Sunday, August 01, 2010

Curse you Larry the CEO!

A bit after getting to my current shop, I requested some serious iron for my work and it was decided I would have a Linux box. The question came up as to which flavor, and after canvassing my networks we went with Ubuntu. I had never administered a Linux system before and had to learn the whole package installation procedure, which is so easy even I could learn it. The "apt" tool works beautifully 99% of the time, not only getting and installing the package of interest but also all its dependencies. The occasional exceptions were cases where either the package of interest didn't seem to be available from a package repository or the Ubuntu repositories were behind the version I needed. But in general, it was nice and painless.

Earlier this year, it was clear I needed an Oracle play space and the obvious place was my machine -- not only is it quite powerful, but then any blow-back from any misdeeds of mine would hit only the perpetrator. However, when our skilled Oracle expert contractor tried to install Oracle, not much luck -- Oracle apparently doesn't support Ubuntu well. So the decision was made to switch to Red Hat.

This did not go cleanly -- the admins were fighting with the reinstall most of the week (the RAID drive had protections on it that did not wish to go quietly) but finally the new system was configured on Friday. So on Saturday night, I declared to "Amanda, I know what we are going to do today! Install packages!".

Now, I've actually made a consistent habit here of logging all my installs, so I had a menu of what to try to install. Some quick Googling found some guides to using the different installation tools on Red Hat. So I started trying to install stuff. A few went cleanly, but that is definitely the rarity -- and the worst part is that R is proving to be a major headache.

The problem is trying to get all the dependencies to install, and R has a heap. The fact that many have "-devel" in the title can't make things easy. Worse, one package required "tetex-latex" is no longer supported by its creator. Despite configuring multiple repositories and trying to download some packages manually, I have made little headway so far. So from that standpoint, at the moment my system is "Busted!".
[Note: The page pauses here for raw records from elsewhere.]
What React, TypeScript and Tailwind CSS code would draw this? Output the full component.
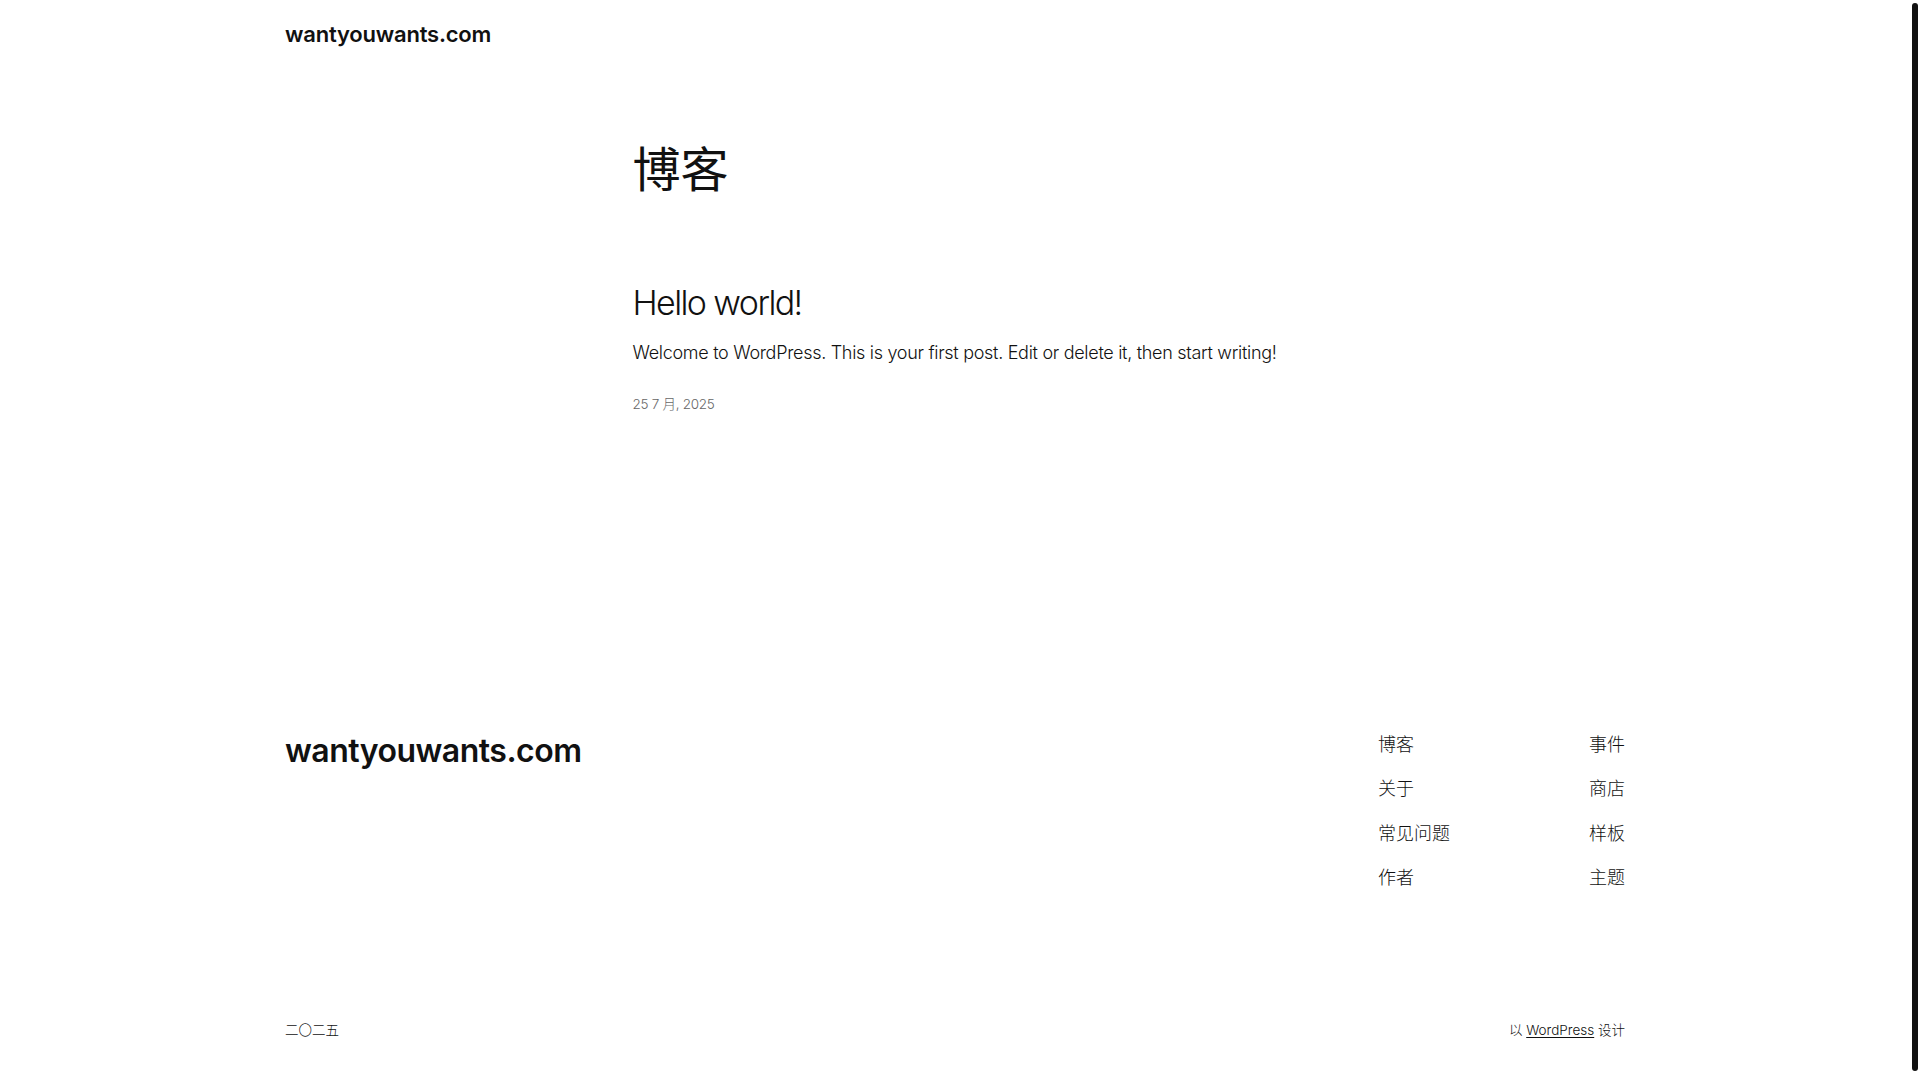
import React from "react";

const FONT = { fontFamily: "Inter, 'Noto Sans CJK SC', sans-serif" };

const NAV_LEFT = ["博客", "关于", "常见问题", "作者"];
const NAV_RIGHT = ["事件", "商店", "样板", "主题"];

export default function App() {
  return (
    <div className="flex h-[1080px] w-full overflow-hidden bg-white text-[#111111]" style={FONT}>
      <div className="flex w-[1910px] shrink-0 flex-col">
        {/* header */}
        <header className="flex h-[70px] items-center">
          <div className="mx-auto w-[1340px]">
            <a className="text-[22px] font-semibold leading-none tracking-[-0.2px]">wantyouwants.com</a>
          </div>
        </header>

        {/* main */}
        <main className="mx-auto w-[645px]">
          <h1 className="mt-[69px] text-[48px] font-normal leading-[62px]">博客</h1>
          <h2 className="mt-[79px] text-[34px] font-light leading-[46px] tracking-[-1.6px]">Hello world!</h2>
          <p className="mt-[12px] whitespace-nowrap text-[18px] font-light leading-[30px] tracking-[-0.3px]">
            Welcome to WordPress. This is your first post. Edit or delete it, then start writing!
          </p>
          <div className="mt-[26px] text-[13.5px] font-light leading-[20px] tracking-[-0.3px] text-[#666666]">25 7 月, 2025</div>
        </main>

        {/* footer */}
        <footer className="mx-auto mt-[317px] w-[1340px]">
          <div className="flex items-start justify-between">
            <div className="mt-[2px] text-[32px] font-semibold leading-[36px] tracking-[-0.5px]">wantyouwants.com</div>
            <div className="flex gap-[139px] text-[18px] font-light leading-[28px]">
              <ul className="flex flex-col gap-[16.3px]">
                {NAV_LEFT.map(n => <li key={n}>{n}</li>)}
              </ul>
              <ul className="flex flex-col items-end gap-[16.3px]">
                {NAV_RIGHT.map(n => <li key={n}>{n}</li>)}
              </ul>
            </div>
          </div>
          <div className="mt-[127px] flex items-center justify-between text-[13.5px] font-light leading-[22px]">
            <span>二〇二五</span>
            <span>以 <a className="underline underline-offset-2">WordPress</a> 设计</span>
          </div>
        </footer>
      </div>

      {/* scrollbar track */}
      <div className="flex w-[10px] shrink-0 justify-center pt-[3px] pb-[9px]">
        <div className="w-[6px] rounded-full bg-[#111111]" />
      </div>
    </div>
  );
}
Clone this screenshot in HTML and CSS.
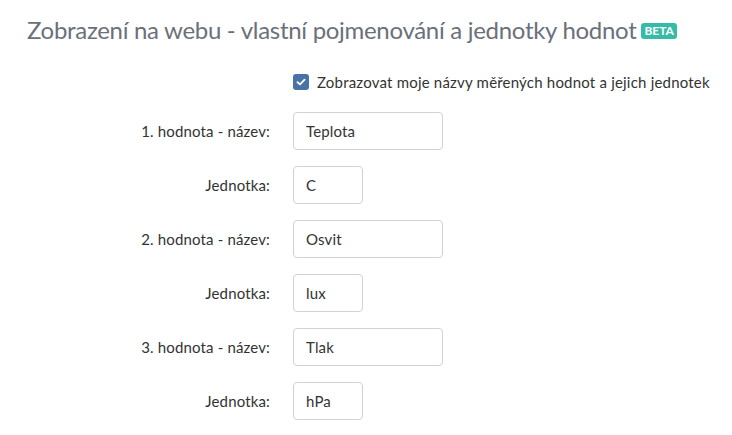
FILE: index.html
```html
<!DOCTYPE html>
<html lang="cs">
<head>
<meta charset="utf-8">
<link rel="stylesheet" href="styles.css">
</head>
<body>
<div class="page">
  <h2 class="title">Zobrazení na webu - vlastní pojmenování a jednotky hodnot <span class="badge">BETA</span></h2>
  <div class="form">
    <div class="label"></div>
    <label class="check">
      <span class="box"><svg width="10" height="8" viewBox="0 0 10 8"><path d="M1.5 4.2 L4 6.4 L8.6 1.6" fill="none" stroke="#fff" stroke-width="1.8" stroke-linecap="round" stroke-linejoin="round"/></svg></span>
      Zobrazovat moje názvy měřených hodnot a jejich jednotek
    </label>

    <div class="label">1. hodnota - název:</div>
    <div class="field"><input class="input wide" value="Teplota"></div>
    <div class="label">Jednotka:</div>
    <div class="field"><input class="input narrow" value="C"></div>

    <div class="label">2. hodnota - název:</div>
    <div class="field"><input class="input wide" value="Osvit"></div>
    <div class="label">Jednotka:</div>
    <div class="field"><input class="input narrow" value="lux"></div>

    <div class="label">3. hodnota - název:</div>
    <div class="field"><input class="input wide" value="Tlak"></div>
    <div class="label">Jednotka:</div>
    <div class="field"><input class="input narrow" value="hPa"></div>
  </div>
</div>
</body>
</html>
```
FILE: styles.css
```css
html, body { margin: 0; padding: 0; background: #fff; }
body { font-family: Lato, "Open Sans", sans-serif; color: #333; }
.page { padding: 14px 0 0 27px; }
.title {
  margin: 0;
  font-weight: 400;
  font-size: 24px;
  line-height: 32px;
  color: #6b707a;
  letter-spacing: -0.3px;
  display: flex;
  align-items: center;
  white-space: nowrap;
}
.badge {
  display: inline-block;
  margin-left: 5px;
  background: #36bba9;
  color: #fff;
  font-size: 12px;
  font-weight: 700;
  line-height: 16px;
  height: 16px;
  padding: 0 3px;
  border-radius: 3px;
  letter-spacing: 0;
  margin-top: 2px;
}
.form {
  display: grid;
  grid-template-columns: 243px auto;
  column-gap: 23px;
  row-gap: 16px;
  margin-top: 24px;
  align-items: center;
}
.label {
  text-align: right;
  font-size: 15px;
  letter-spacing: 0.15px;
  color: #333;
}
.check {
  display: flex;
  align-items: center;
  font-size: 15px;
  letter-spacing: 0.2px;
  color: #333;
  margin-bottom: 2px;
  height: 24px;
}
.box {
  width: 16px; height: 16px;
  background: #4a72a6;
  border-radius: 3px;
  display: inline-flex;
  align-items: center;
  justify-content: center;
  margin-right: 8px;
}
.input {
  box-sizing: border-box;
  height: 38px;
  border: 1px solid #d2d2d2;
  border-radius: 4px;
  padding: 0 12px;
  font-family: Lato, "Open Sans", sans-serif;
  font-size: 15px;
  letter-spacing: 0.15px;
  color: #333;
  background: #fff;
  display: block;
}
.wide { width: 150px; }
.narrow { width: 70px; }
```
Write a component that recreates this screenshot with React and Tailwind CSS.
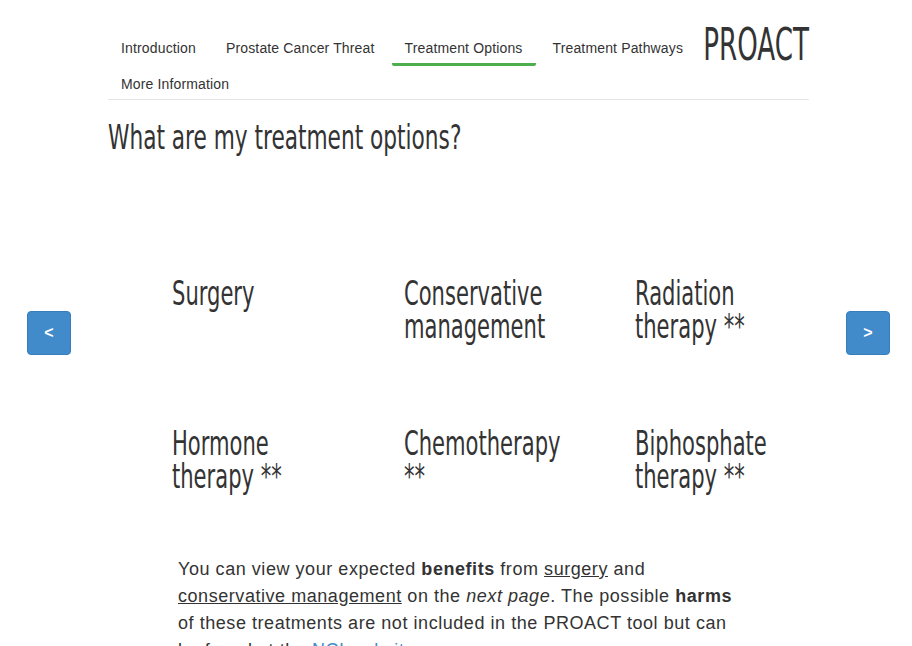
import React from "react";

const condensed = {
  fontFamily: '"DejaVu Sans Condensed", "DejaVu Sans", sans-serif',
};

const navItems = [
  { label: "Introduction" },
  { label: "Prostate Cancer Threat" },
  { label: "Treatment Options", active: true },
  { label: "Treatment Pathways" },
  { label: "More Information" },
];

const options = [
  ["Surgery"],
  ["Conservative", "management"],
  ["Radiation", "therapy **"],
  ["Hormone", "therapy **"],
  ["Chemotherapy", "**"],
  ["Biphosphate", "therapy **"],
];

const App = () => {
  return (
    <div className="min-h-screen bg-white text-[#333]" style={{ fontFamily: '"Liberation Sans", Arial, sans-serif' }}>
      {/* Header / nav */}
      <div className="ml-[108px] w-[701px] pt-[30px] border-b border-[#e5e5e5] flex">
        <ul className="flex flex-wrap flex-1 min-w-0 gap-x-[4px] -mb-[3px]">
          {navItems.map((item) => (
            <li
              key={item.label}
              className={`px-[13px] pt-[8px] pb-[5px] leading-[20px] text-[14px] tracking-[0.15px] border-b-[3px] rounded-[2px] ${
                item.active ? "border-[#4cae4c]" : "border-transparent"
              }`}
            >
              {item.label}
            </li>
          ))}
        </ul>
        <div className="w-[106px] shrink-0 flex justify-end">
          <span
            className="block whitespace-nowrap text-[44px] leading-[40px] h-[40px] mt-[-5px] text-[#333] origin-right scale-x-[0.66]"
            style={condensed}
          >
            PROACT
          </span>
        </div>
      </div>

      <h1
        className="ml-[108px] mt-[21px] text-[33px] leading-[33px] text-[#333] whitespace-nowrap origin-left scale-x-[0.73]"
        style={condensed}
      >
        What are my treatment options?
      </h1>

      {/* Carousel */}
      <div className="flex items-start mt-[123px]">
        <button className="ml-[27px] mt-[34px] w-[44px] h-[44px] rounded-[4px] bg-[#428bca] border border-[#357ebd] text-white text-[16px] font-bold shrink-0">
          &lt;
        </button>
        <div className="ml-[101px] grid grid-cols-[232px_231px_211px] gap-y-[84px]">
          {options.map((lines, i) => (
            <div
              key={i}
              className="min-h-[66px] text-[33px] leading-[33px] text-[#333] whitespace-nowrap origin-left scale-x-[0.71]"
              style={condensed}
            >
              {lines.map((l, j) => (
                <div key={j}>{l}</div>
              ))}
            </div>
          ))}
        </div>
        <button className="mt-[34px] w-[44px] h-[44px] rounded-[4px] bg-[#428bca] border border-[#357ebd] text-white text-[16px] font-bold shrink-0">
          &gt;
        </button>
      </div>

      <p className="ml-[178px] mt-[63px] w-[562px] text-[18px] leading-[27px] tracking-[0.55px] text-[#333]">
        You can view your expected <b>benefits</b> from <u>surgery</u> and{" "}
        <u>conservative management</u> on the <i>next page</i>. The possible <b>harms</b> of these
        treatments are not included in the PROACT tool but can be found at the{" "}
        <a className="text-[#428bca]">NCI website</a>.
      </p>
    </div>
  );
};

export default App;
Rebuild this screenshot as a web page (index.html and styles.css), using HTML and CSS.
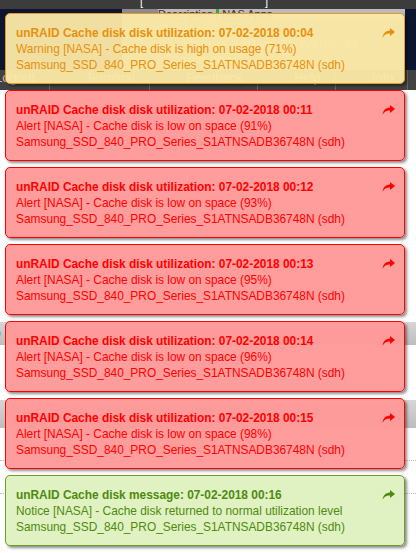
FILE: index.html
```html
<!DOCTYPE html>
<html lang="en">
<head>
	<meta charset="UTF-8">
	<title>unRAID notifications</title>
	<link rel="stylesheet" href="styles.css">
</head>
<body>
	<div class="page">
		<div class="header">
			<div class="topline"><span class="br">[</span><span class="br">]</span></div>
			<div class="banner">
				<div class="info">
					<div class="desc">Description <i></i> NAS Apps</div>
					<div class="uptime">Uptime 3 days, 39 hours, 39 minutes</div>
				</div>
			</div>
		</div>
		<div class="nav">
			<span class="first">Logout</span>
			<span>Terminal</span>
			<span>Feedback</span>
			<span>Help</span>
			<span>Info</span>
			<span>Log</span>
		</div>
		<div class="content">
			<div class="band one">o</div>
			<div class="band two"></div>
			<div class="rule"></div>
			<div class="rule"></div>
		</div>
	</div>

	<!-- notification stack -->
	<div class="growl">
		<div class="notice warning">
			<svg class="share" viewBox="0 0 13 10"><path d="M8 0 L13 4 L8 8 V5.6 C4.6 5.4 2.4 6.6 0.6 9.8 C0.9 5.4 3.4 2.7 8 2.4 Z"/></svg>
			<div class="head">unRAID Cache disk disk utilization: 07-02-2018 00:04</div>
			<div>Warning [NASA] - Cache disk is high on usage (71%)</div>
			<div>Samsung_SSD_840_PRO_Series_S1ATNSADB36748N (sdh)</div>
		</div>
		<div class="notice alert">
			<svg class="share" viewBox="0 0 13 10"><path d="M8 0 L13 4 L8 8 V5.6 C4.6 5.4 2.4 6.6 0.6 9.8 C0.9 5.4 3.4 2.7 8 2.4 Z"/></svg>
			<div class="head">unRAID Cache disk disk utilization: 07-02-2018 00:11</div>
			<div>Alert [NASA] - Cache disk is low on space (91%)</div>
			<div>Samsung_SSD_840_PRO_Series_S1ATNSADB36748N (sdh)</div>
		</div>
		<div class="notice alert">
			<svg class="share" viewBox="0 0 13 10"><path d="M8 0 L13 4 L8 8 V5.6 C4.6 5.4 2.4 6.6 0.6 9.8 C0.9 5.4 3.4 2.7 8 2.4 Z"/></svg>
			<div class="head">unRAID Cache disk disk utilization: 07-02-2018 00:12</div>
			<div>Alert [NASA] - Cache disk is low on space (93%)</div>
			<div>Samsung_SSD_840_PRO_Series_S1ATNSADB36748N (sdh)</div>
		</div>
		<div class="notice alert">
			<svg class="share" viewBox="0 0 13 10"><path d="M8 0 L13 4 L8 8 V5.6 C4.6 5.4 2.4 6.6 0.6 9.8 C0.9 5.4 3.4 2.7 8 2.4 Z"/></svg>
			<div class="head">unRAID Cache disk disk utilization: 07-02-2018 00:13</div>
			<div>Alert [NASA] - Cache disk is low on space (95%)</div>
			<div>Samsung_SSD_840_PRO_Series_S1ATNSADB36748N (sdh)</div>
		</div>
		<div class="notice alert">
			<svg class="share" viewBox="0 0 13 10"><path d="M8 0 L13 4 L8 8 V5.6 C4.6 5.4 2.4 6.6 0.6 9.8 C0.9 5.4 3.4 2.7 8 2.4 Z"/></svg>
			<div class="head">unRAID Cache disk disk utilization: 07-02-2018 00:14</div>
			<div>Alert [NASA] - Cache disk is low on space (96%)</div>
			<div>Samsung_SSD_840_PRO_Series_S1ATNSADB36748N (sdh)</div>
		</div>
		<div class="notice alert">
			<svg class="share" viewBox="0 0 13 10"><path d="M8 0 L13 4 L8 8 V5.6 C4.6 5.4 2.4 6.6 0.6 9.8 C0.9 5.4 3.4 2.7 8 2.4 Z"/></svg>
			<div class="head">unRAID Cache disk disk utilization: 07-02-2018 00:15</div>
			<div>Alert [NASA] - Cache disk is low on space (98%)</div>
			<div>Samsung_SSD_840_PRO_Series_S1ATNSADB36748N (sdh)</div>
		</div>
		<div class="notice normal">
			<svg class="share" viewBox="0 0 13 10"><path d="M8 0 L13 4 L8 8 V5.6 C4.6 5.4 2.4 6.6 0.6 9.8 C0.9 5.4 3.4 2.7 8 2.4 Z"/></svg>
			<div class="head">unRAID Cache disk message: 07-02-2018 00:16</div>
			<div>Notice [NASA] - Cache disk returned to normal utilization level</div>
			<div>Samsung_SSD_840_PRO_Series_S1ATNSADB36748N (sdh)</div>
		</div>
	</div>
</body>
</html>
```

FILE: styles.css
```css
*{padding:0;margin:0;box-sizing:border-box;}
body{
	font-family:"Liberation Sans", Arial, sans-serif;
	font-size:11.9px;
	background:#fff;
	overflow:hidden;
	height:553px;
	position:relative;
}

/* page behind the notifications */
.header{
	height:70px;
	background:#0c1630;
}
.topline{
	height:9px;
	background:#3c3c3c;
	display:flex;
	gap:122px;
	padding-left:140px;
	color:#fff;
	font-size:11px;
	line-height:5px;
	overflow:hidden;
}
.banner{
	height:61px;
	display:flex;
}
.info{
	margin-left:122px;
	width:283px;
	background:#8c8c8c;
	color:#eee;
	padding:0 0 0 36px;
}
.desc{
	color:#333;
	background:#bcbcbc;
	line-height:10px;
	height:10px;
	font-size:11px;
}
.desc i{
	display:inline-block;
	width:3px;
	height:9px;
	background:#3a3;
}
.uptime{
	margin-top:17px;
	font-size:14px;
	padding-left:25px;
}
.nav{
	height:20px;
	background:#424242;
	color:#bbb;
	display:flex;
	gap:36px;
	line-height:15px;
	font-size:13px;
	overflow:hidden;
}
.nav span{
	border-right:1px solid #666;
	padding-right:14px;
}
.nav .first{margin-left:-5px;}
.content{
	padding-top:232px;
}
.band{
	background:linear-gradient(#d6d6d6,#bdbdbd);
	height:23px;
	line-height:23px;
	color:#333;
	margin-left:-6px;
}
.band.two{margin-top:55px;height:28px;}
.rule{
	border-top:1px dotted #bbb;
	margin-top:32px;
}

/* notification stack */
.growl{
	position:absolute;
	top:13px;
	left:5px;
	width:400px;
	display:flex;
	flex-direction:column;
	gap:6px;
}
.notice{
	position:relative;
	height:71px;
	border:1px solid;
	border-radius:5px;
	padding:10.5px 10px 0 10px;
	line-height:16px;
	box-shadow:2px 2px 3px rgba(0,0,0,.45);
}
.notice .head{
	font-weight:bold;
}
.share{
	position:absolute;
	right:9px;
	top:14px;
	width:13px;
	height:10px;
}
.warning{
	background:rgba(251,232,166,.96);
	border-color:#e49b2e;
	color:#e8900e;
}
.warning .share{fill:#e8900e;}
.alert{
	background:rgba(255,152,152,.96);
	border-color:#f00;
	color:#f00;
}
.alert .share{fill:#f00;}
.normal{
	background:rgba(223,242,192,.97);
	border-color:#6c9d2c;
	color:#4f8a10;
}
.normal .share{fill:#4f8a10;}
```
Now, I could blame our contractor, but how was he to know this would be so miserable (though the comment by someone at Red Hat support that this is the first time he'd heard of someone going from Ubuntu to Red Hat does give pause!)? I could also take umbrage with the Linux community, which seems to be a hydra of endless subvariants (Ubuntu, Debian, Red Hat, Red Hat Enterprise, CentOS, Fedora, Mandriva -- and I'm sure that's an incomplete list!). But, it's easiest to blame Oracle, who doesn't support Ubuntu, and if I'm going to do that I'll single out the face of Oracle. On the other hand, it's a bit pointless to hold anger over this against Mr. Ellison. He's a CEO; they don't do much.

8 comments:

Jonathan Badger said...

Yes, it should give you pause. I have no doubt that Oracle may have chosen Red Hat as its official Linux distro, but that was probably done a decade ago when Red Hat was the "standard", and users of Debian-based systems were the weirdos. Now things have changed; with the massive popularity of Ubuntu the Debian-based system (.deb, apt-get, etc.) has become the mainstream.

Noah said...

This "phylogenetic tree" gives you a good perspective on the number of Linux distributions out there, both extant and extinct. Linux distros

Keith Robison said...

I did find a magic set of repositories & have successfully installed R (and scala, which also did not install gently).

That tree of distributions is scary. Thanks!

phidias51 said...

I guess it's a little late in the game to mention this, but Amazon Web Services can be used to setup an Oracle installation. By using the cloud, you can access your data securely from different machines, and your collaborators can also have access to the machine. If you want to access it from a VPN, you can do that as well. The security is pretty decent (at least it meets Pfizer's and J&J's requirements). There are Amazon machine images that come with R pre-installed as well.

Anonymous said...

Keith, the answer is WinDOS server either in house at at Amazon.

Sheena said...

Was there a reason you couldn't dual boot your machine? ubuntu for everything you already use and Red Hat for Oracle?

Keith Robison said...

Dual boot means only one runs at a time, right? We really need either at a moment's notice, or perhaps both.

John Detterline said...

Keith there are literally thousands of distros out there! The newest one I saw was designed for security training and has every vunerability known. I work with Suse/Novell as my primary as they seem to take care of most of the "business" related items. The open source community is a marvel when you see how many are working together throughout the world, but it's situations like yours that highlight the need for commercial products. I do believe Oracle came up with their own Linux distro at one point. Unbreakable Linux I think it was called.